3 thoughts on “The Beginning

  1. Hi, how long did it take you to finish and which school did you attend? I’m planning to fly in Fairbanks as well and am trying to do research.


    1. Hi Ellie!

      I flew 46 student pilot hours in 6 months of flying regularly. I could have gone faster except I started flying during a crazy time in my doctoral program. All I have left is my long cross country flight and checkride prep flights (about 10 more hours I think). University and work (and the lack of money that goes with being a graduate student) got in the way of flying and I’m still on a break from flying. Not the fault of the flight school; I still stop in often (because I like the staff) and everyone there keeps encouraging me to finish. My goal is to finish in May.

      I specifically don’t specify the name of my flight school on this blog for personal reasons. But given the pictures and training process I’ve posted, you should easily be able to figure out which school it is (I recommend my flight school to everyone!). Please visit all flight training facilities offering lessons in Fairbanks! A Google search will tell you all the places. Go sit in their planes (tied down 🙂 ), make sure you are confortable with the staff, chat with a current student, maybe do an intro flight. I believe there are currently only 3 (ish?) active flight schools in Fairbanks. It will only take an afternoon and then you can make the best informed decision for you.

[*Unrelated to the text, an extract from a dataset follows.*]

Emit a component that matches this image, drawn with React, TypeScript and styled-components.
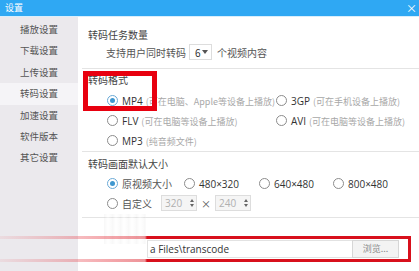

      Ask yourself if you want to be able to rent planes from the flight school after you graduate (buying your own may be too expensive), if there are enough instructors to let you train as often as you want, does the school offer training beyond private pilot (instrument, commercial, ATP, etc)? It’s nice just to get it all done with the same instructors and planes. What if you want to do something fun after private pilot like float training? Do they offer that? (The fairbanks float pond is mighty tempting 🙂 )

      Good luck and feel free to ask me anything else you’d like about the fairbanks flight school choosing process! I hope to see you when I finish up this spring!